Navalny on New Charges: 'No Idea What Article 214 Is'

Opposition leader serving 30 years says new allegations are part of Kremlin obsession with him
By Newser Editors and Wire Services
Posted Dec 2, 2023 6:30 AM CST
Navalny on New Charges: 'No Idea What Article 214 Is'
Russian opposition leader Alexei Navalny is seen inside a glass cage in the Babuskinsky District Court in Moscow on Feb. 20, 2021.   (AP Photo/Alexander Zemlianichenko, File)

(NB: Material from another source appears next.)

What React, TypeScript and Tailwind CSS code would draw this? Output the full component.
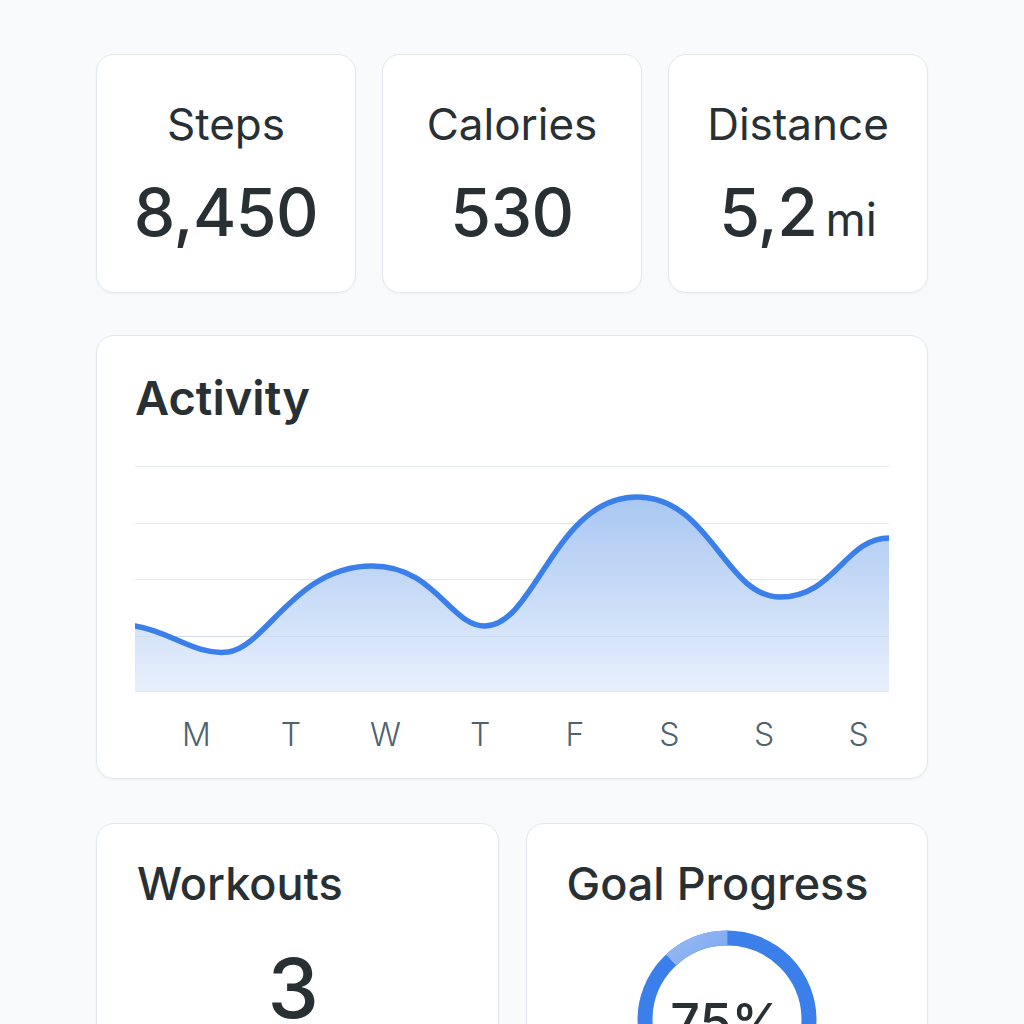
const days = ["M", "T", "W", "T", "F", "S", "S", "S"];

const linePath =
  "M0 160 C 35 165, 60 190, 93 186 C 130 182, 160 100, 237 100 C 300 100, 315 160, 350 160 C 400 160, 420 31, 502 31 C 575 31, 590 131, 645 131 C 700 131, 710 72, 754 72";

function StatCard({ label, value, unit }: { label: string; value: string; unit?: string }) {
  return (
    <div className="flex h-[239px] flex-col items-center rounded-[18px] border border-[#e3e8ef] bg-white pt-[47px] shadow-[0_1px_3px_rgba(15,23,42,0.04)]">
      <div className="text-[44px] leading-none font-normal text-[#283034]">{label}</div>
      <div className="mt-[33px] flex items-baseline gap-2 text-[#283034]">
        <span className="text-[66px] leading-none font-medium tracking-[-0.5px]">{value}</span>
        {unit && <span className="text-[46px] leading-none font-normal">{unit}</span>}
      </div>
    </div>
  );
}

function ActivityChart() {
  return (
    <svg width="754" height="226" viewBox="0 0 754 226" className="block">
      <defs>
        <linearGradient id="fill" x1="0" y1="0" x2="0" y2="1">
          <stop offset="0%" stopColor="#a9c7f2" />
          <stop offset="100%" stopColor="#e8f0fc" />
        </linearGradient>
      </defs>
      {[0, 57, 113, 170].map((y) => (
        <line key={y} x1="0" x2="754" y1={y + 0.5} y2={y + 0.5} stroke="#e2e7ee" strokeWidth="1" />
      ))}
      <path d={`${linePath} L 754 225 L 0 225 Z`} fill="url(#fill)" />
      <line x1="0" x2="754" y1="225.5" y2="225.5" stroke="#dfe5ee" strokeWidth="1" />
      <line x1="0" x2="754" y1="170.5" y2="170.5" stroke="#c9d6e8" strokeOpacity="0.6" strokeWidth="1" />
      <path d={linePath} fill="none" stroke="#3b7fea" strokeWidth="5.5" strokeLinecap="round" />
    </svg>
  );
}

function ProgressRing() {
  const r = 82;
  const c = 2 * Math.PI * r;
  return (
    <div className="relative h-[180px] w-[180px]">
      <svg width="180" height="180" viewBox="0 0 180 180" className="absolute inset-0">
        <defs>
          <linearGradient id="ringfade" x1="0" y1="0" x2="1" y2="0">
            <stop offset="0%" stopColor="#3b7fea" />
            <stop offset="100%" stopColor="#8fb4f3" />
          </linearGradient>
        </defs>
        <circle cx="90" cy="90" r={r} fill="none" stroke="#3b7fea" strokeWidth="15" />
        <circle
          cx="90"
          cy="90"
          r={r}
          fill="none"
          stroke="url(#ringfade)"
          strokeWidth="15"
          strokeDasharray={`${c * 0.12} ${c}`}
          transform="rotate(-133 90 90)"
        />
      </svg>
      <div className="absolute inset-0 flex items-center justify-center pt-[6px] text-[52px] leading-none font-medium text-[#283034]">
        75%
      </div>
    </div>
  );
}

export default function App() {
  return (
    <div className="min-h-screen bg-[#f9fafb] font-['Inter',sans-serif]">
      <div className="mx-auto w-[832px] pt-[54px]">
        <div className="grid grid-cols-3 gap-[26px]">
          <StatCard label="Steps" value="8,450" />
          <StatCard label="Calories" value="530" />
          <StatCard label="Distance" value="5,2" unit="mi" />
        </div>

        <div className="mt-[42px] rounded-[18px] border border-[#e3e8ef] bg-white px-[38px] pt-[38px] pb-[27px] shadow-[0_1px_3px_rgba(15,23,42,0.04)]">
          <h2 className="text-[47px] leading-none font-semibold text-[#283034]">Activity</h2>
          <div className="mt-[45px]">
            <ActivityChart />
          </div>
          <div className="mt-[27px] ml-[14px] grid w-[757px] grid-cols-8 text-center text-[32px] leading-none font-light text-[#4f636e]">
            {days.map((d, i) => (
              <span key={i}>{d}</span>
            ))}
          </div>
        </div>

        <div className="mt-[44px] grid grid-cols-2 gap-[27px]">
          <div className="h-[260px] rounded-[18px] border border-[#e3e8ef] bg-white px-[40px] pt-[37px] shadow-[0_1px_3px_rgba(15,23,42,0.04)]">
            <h3 className="text-[45px] leading-none font-medium text-[#283034]">Workouts</h3>
            <div className="mt-[42px] pr-[8px] text-center text-[82px] leading-none font-medium text-[#283034]">3</div>
          </div>
          <div className="h-[260px] rounded-[18px] border border-[#e3e8ef] bg-white px-[40px] pt-[37px] shadow-[0_1px_3px_rgba(15,23,42,0.04)]">
            <h3 className="text-[45px] leading-none font-medium text-[#283034]">Goal Progress</h3>
            <div className="mt-[24px] flex justify-center">
              <ProgressRing />
            </div>
          </div>
        </div>
      </div>
    </div>
  );
}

Imprisoned opposition leader Alexei Navalny has been handed new charges by Russian prosecutors. The 47-year-old is already serving more than 30 years in prison after being found guilty of crimes including extremism—charges that his supporters characterize as politically motivated. In comments passed to his associates, Navalny said he'd been charged under Article 214 of Russia's penal code, which covers crimes of vandalism. "I don't even know whether to describe my latest news as sad, funny, or absurd," he wrote in comments on social media Friday via his team, per the AP. "I have no idea what Article 214 is, and there's nowhere to look. You'll know before I do."

Navalny said the charges were part of the Kremlin's desire to "initiate a new criminal case against me every three months." "Never before has a convict in solitary confinement for more than a year had such a rich social and political life," he joked. Navalny is one of Russian President Vladimir Putin's most ardent opponents, best known for campaigning against official corruption and organizing major anti-Kremlin protests. The former lawyer was arrested in 2021, after he returned to Moscow from Germany, where he'd recuperated from nerve agent poisoning that he blamed on the Kremlin. He has since been handed three prison terms and faced months in solitary confinement after being accused of various minor infractions.

Several Navalny associates have also faced extremism-related charges after the politician's Foundation for Fighting Corruption and a network of regional offices were outlawed as extremist groups in 2021, a move that exposed virtually anyone affiliated with them to prosecution. Most recently, a court in the Siberian city of Tomsk jailed Ksenia Fadeyeva, who used to run Navalny's office in Tomsk, prior to her trial on extremism charges. Fadeyeva was initially placed under house arrest in October before later being remanded in pretrial detention. If found guilty, she faces up to 12 years in prison.